Justice Department Renews Commitment to Deport Nazi Guard Living in Queens

NEW YORK
Nazi Queens
Hillel Goldman, associate principal of Rambam Mesivta, and students from Rambam Mesivta protest across the street from the house of Nazi concentration camp guard Jakiw Palij, in Jackson Heights, Queens, earlier this month. (AP Photo/Kathy Willens)

The Justice Department renewed its support for deporting a former concentration camp guard who has been living in Queens since the late 1950s.

Polish-born Jakiw Palij, 92, was stripped of his United States citizenship in 2004 for his role in the camp and on grounds that he lied about his Holocaust-era actions in order to enter the United States in 1949. His deportation was ordered but not carried out because the three countries deemed appropriate for his return — Germany, Poland and Ukraine — refused to accept him.

Recently, elected officials from New York have petitioned the federal government to see that the order is carried out while Palij is still alive. The lastest response, by Assistant Attorney General Stephen Boyd, addresses a letter that was signed by 83 members of the state assembly:

“The Department agrees fully that Palij should not live out his last days in this country. The Department remains committed to ensuring that justice is done in this case as we will continue, in cooperation with our interagency partners, to pursue every avenue for effectuating Palij’s removal.”

Assemblyman Dov Hikind, who has been working to keep the issue of Palij’s unfulfilled deportation order in the public eye for several years, welcomed the statement.

“I have been reaching out to high-level members of the Trump Administration,” he said. “The rights and freedoms we enjoy in America should not extend to those who facilitated the death of countless innocent people. Palij’s presence here mocks the memory of the millions who perished. There is no question of his guilt. It is imperative that someone responsible for Nazi atrocities be held accountable for his crimes, regardless of his age. I will never rest while a Nazi lives comfortably in our country.”

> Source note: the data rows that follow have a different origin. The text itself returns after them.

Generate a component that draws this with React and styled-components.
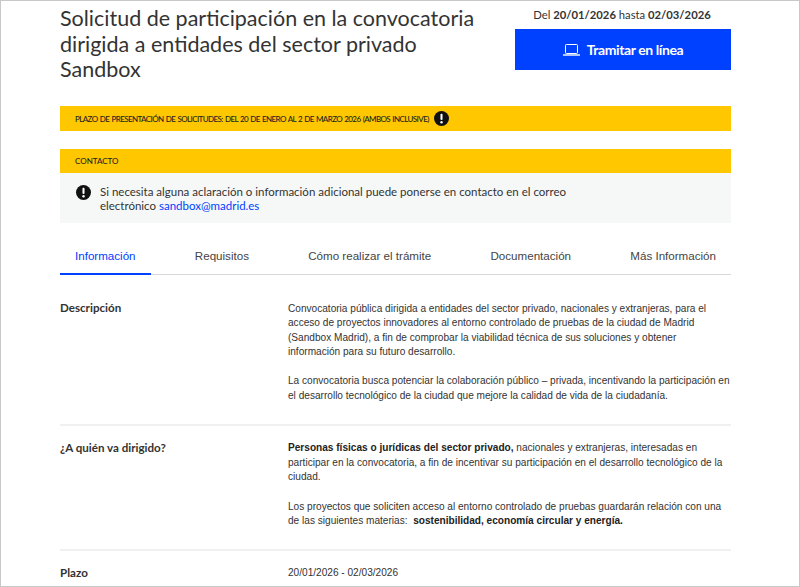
import React from "react";
import styled, { createGlobalStyle } from "styled-components";

const GlobalStyle = createGlobalStyle`
  html, body {
    margin: 0;
    padding: 0;
    background: #fff;
  }
  * {
    box-sizing: border-box;
  }
`;

const Frame = styled.div`
  width: 800px;
  height: 587px;
  overflow: hidden;
  border: 1px solid #c8c8c8;
  background: #fff;
  font-family: Lato, "Liberation Sans", sans-serif;
  color: #333;
`;

const Page = styled.div`
  width: 671px;
  margin-left: 59px;
  padding-top: 4px;
`;

const Header = styled.header`
  display: flex;
  justify-content: space-between;
  height: 101px;
`;

const Title = styled.h1`
  margin: 1px 0 0;
  width: 430px;
  font-size: 21.5px;
  line-height: 25.6px;
  font-weight: 400;
  color: #333;
`;

const Aside = styled.div`
  width: 216px;
  display: flex;
  flex-direction: column;
  align-items: stretch;
`;

const Dates = styled.div`
  height: 24px;
  padding-top: 1px;
  padding-right: 2px;
  font-size: 11.25px;
  line-height: 18px;
  text-align: center;
  b {
    font-weight: 700;
  }
`;

const TramitarButton = styled.button`
  height: 41px;
  border: 0;
  background: #0040ff;
  color: #fff;
  font-family: inherit;
  font-size: 14px;
  font-weight: 700;
  letter-spacing: -0.4px;
  display: flex;
  align-items: center;
  justify-content: center;
  gap: 7px;
`;

const Banner = styled.div`
  height: ${({ $tall }) => ($tall ? 25 : 24)}px;
  background: #ffc700;
  padding-left: 15px;
  display: flex;
  align-items: center;
  gap: 5px;
  font-size: 8px;
  font-weight: 500;
  letter-spacing: ${({ $tall }) => ($tall ? "-0.6px" : "0")};
  word-spacing: ${({ $tall }) => ($tall ? "0.8px" : "0")};
  color: #222;
  text-transform: uppercase;
`;

const ContactBlock = styled.section`
  margin-top: 18px;
`;

const ContactBody = styled.div`
  height: 50px;
  background: #f6f8f8;
  padding: 12px 14px 0 16px;
  display: flex;
  gap: 9px;
  font-size: 11.5px;
  line-height: 14px;
  a {
    color: #0040ff;
    text-decoration: none;
  }
`;

const ContactText = styled.div`
  width: 480px;
`;

const Tabs = styled.nav`
  margin-top: 18px;
  height: 34px;
  display: flex;
  justify-content: space-between;
  border-bottom: 1px solid #d8d8d8;
`;

const Tab = styled.div`
  height: 34px;
  padding: 7px 15px 0;
  font-family: "Liberation Sans", Arial, sans-serif;
  font-size: 11.6px;
  line-height: 16px;
  color: ${({ $active }) => ($active ? "#0040ff" : "#444")};
  border-bottom: 2px solid ${({ $active }) => ($active ? "#0040ff" : "transparent")};
`;

const Row = styled.section`
  display: grid;
  grid-template-columns: 228px 1fr;
  padding: ${({ $first }) => ($first ? "25px" : "14px")} 0 20px;
  border-bottom: ${({ $last }) => ($last ? "0" : "2px solid #f0f0f0")};
`;

const Label = styled.h3`
  margin: 0;
  font-size: 11.6px;
  line-height: 15px;
  font-weight: 700;
  color: #333;
`;

const Body = styled.div`
  padding-top: 1.5px;
  font-family: "Liberation Sans", Arial, sans-serif;
  font-size: 10.1px;
  line-height: 14.6px;
  color: #333;
  p {
    margin: 0 0 14.6px;
  }
  p:last-child {
    margin-bottom: 0;
  }
  b {
    color: #222;
  }
`;

const InfoIcon = () => (
  <svg width="15" height="15" viewBox="0 0 16 16" style={{ flex: "none" }}>
    <circle cx="8" cy="8" r="8" fill="#111" />
    <rect x="6.9" y="3" width="2.2" height="6.6" rx="1" fill="#fff" />
    <circle cx="8" cy="11.9" r="1.3" fill="#fff" />
  </svg>
);

const LaptopIcon = () => (
  <svg width="17" height="12" viewBox="0 0 17 12" fill="none" stroke="#fff" strokeWidth="1">
    <rect x="2.5" y="0.5" width="12" height="9" rx="0.8" />
    <path d="M0 11h17" strokeWidth="1.4" />
  </svg>
);

const tabs = ["Información", "Requisitos", "Cómo realizar el trámite", "Documentación", "Más Información"];

export default function App() {
  return (
    <Frame>
      <GlobalStyle />
      <Page>
        <Header>
          <Title>
            Solicitud de participación en la convocatoria dirigida a entidades del sector privado Sandbox
          </Title>
          <Aside>
            <Dates>
              Del <b>20/01/2026</b> hasta <b>02/03/2026</b>
            </Dates>
            <TramitarButton>
              <LaptopIcon />
              Tramitar en línea
            </TramitarButton>
          </Aside>
        </Header>

        <Banner $tall>
          Plazo de presentación de solicitudes: del 20 de enero al 2 de marzo 2026 (ambos inclusive)
          <InfoIcon />
        </Banner>

        <ContactBlock>
          <Banner>Contacto</Banner>
          <ContactBody>
            <InfoIcon />
            <ContactText>
              Si necesita alguna aclaración o información adicional puede ponerse en contacto en el correo
              electrónico <a href="#mail">sandbox@madrid.es</a>
            </ContactText>
          </ContactBody>
        </ContactBlock>

        <Tabs>
          {tabs.map((t, i) => (
            <Tab key={t} $active={i === 0}>
              {t}
            </Tab>
          ))}
        </Tabs>

        <Row $first>
          <Label>Descripción</Label>
          <Body>
            <p>
              Convocatoria pública dirigida a entidades del sector privado, nacionales y extranjeras, para el
              acceso de proyectos innovadores al entorno controlado de pruebas de la ciudad de Madrid
              (Sandbox Madrid), a fin de comprobar la viabilidad técnica de sus soluciones y obtener
              información para su futuro desarrollo.
            </p>
            <p>
              La convocatoria busca potenciar la colaboración público – privada, incentivando la participación en
              el desarrollo tecnológico de la ciudad que mejore la calidad de vida de la ciudadanía.
            </p>
          </Body>
        </Row>

        <Row>
          <Label>¿A quién va dirigido?</Label>
          <Body>
            <p>
              <b>Personas físicas o jurídicas del sector privado,</b> nacionales y extranjeras, interesadas en
              participar en la convocatoria, a fin de incentivar su participación en el desarrollo tecnológico de la
              ciudad.
            </p>
            <p>
              Los proyectos que soliciten acceso al entorno controlado de pruebas guardarán relación con una
              de las siguientes materias:&nbsp; <b>sostenibilidad, economía circular y energía.</b>
            </p>
          </Body>
        </Row>

        <Row $last>
          <Label>Plazo</Label>
          <Body>20/01/2026 - 02/03/2026</Body>
        </Row>
      </Page>
    </Frame>
  );
}
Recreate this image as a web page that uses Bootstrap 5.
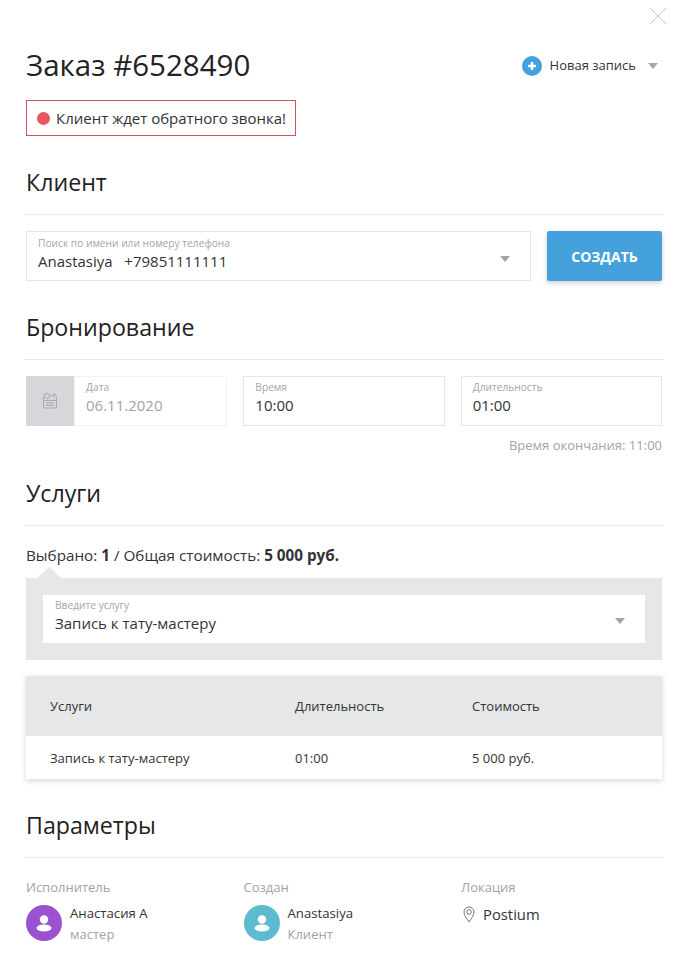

In response to an inquiry from Hamodia as to whether concrete plans are in the works to effect Palij’s deportation, Justice Department spokeswoman Nicole Navas Oxman said that “the Justice Department remains committed to ensuring that justice is done in this case and we will continue to work with our interagency partners to pursue every avenue for effectuating Palij’s removal as expeditiously as possible.”

Palij served as a guard in the Trawniki concentration camp in Nazi-occupied Poland, where several thousand Jews and other prisoners were murdered. He came to America claiming he was a war refugee and was granted citizenship in 1957.

A statement made by the Justice Department at the time of Palij’s citizenship revocation said that he was trained at Trawniki’s training camp in the spring of 1943. On Nov. 3, 1943, more than 6,000 men, women and children incarcerated at Trawniki were killed in one of the largest single massacres of the Holocaust. In his decision ordering Palij’s deportation, a judge wrote that these victims “had spent at least half a year in camps guarded by Trawniki-trained men, including Jakiw Palij.”

The Justice Department said that by acting as a guard, Palij prevented prisoners from escaping, making him at least complicit in their deaths.

In a 2003 interview with The New York Times, Palij said he was forced into service for the Nazis and denied any wrongdoing.

He has lived for decades in the Jackson Heights section of Queens. The area is often touted as one of the most diverse in the country, with a particularly large population of Indians, Pakistanis and immigrants from various South and Central American countries. It was once home to a thriving Jewish community as well, which has dwindled. Somewhat ironically, Palij’s home is about a block away from the neighborhood’s Tifereth Israel shul and two blocks from its now-shuttered Young Israel.

The issue of Palij’s presence in the United States has gained increased attention, partly due to students from the Rambam Mesivta in Lawrence who have staged protests outside his home on several occasions, most recently on November 9, the anniversary of Kristallnacht.

A letter signed by New York State’s entire congressional delegation was sent to Secretary Rex Tillerson, asking the State Department to take action to see that Palij is removed from the country.

America has been largely successful in deporting those who were discovered to have participated in Nazi genocide. The cases that stalled, like Palij’s, were due to the absence of any country willing to accept the suspects in question. Palij was born in what is now Ukraine and spent his time during the Holocaust in occupied Poland, working under the auspices of Germany. Ukraine and Poland have refused to accept him, saying that as there is no specific crime associated with him, they lack a way to prosecute him. Germany, which since the case of John Demjanjuk does prosecute anyone who served in concentration or death camps, has denied responsibility, saying that he was never a German citizen.

“For more than three decades, the Department has tenaciously pursued its mission to expel former Nazi persecutors from this country,” read the Justice Department’s most recent letter. “Since 2005, when the removal order became final, the Department, in cooperation with the Department of State and Homeland Security, has worked to enforce the order. The governments of Ukraine, Germany, and Poland, however, have declined to admit Palij, and no other nation has agreed to accept him.”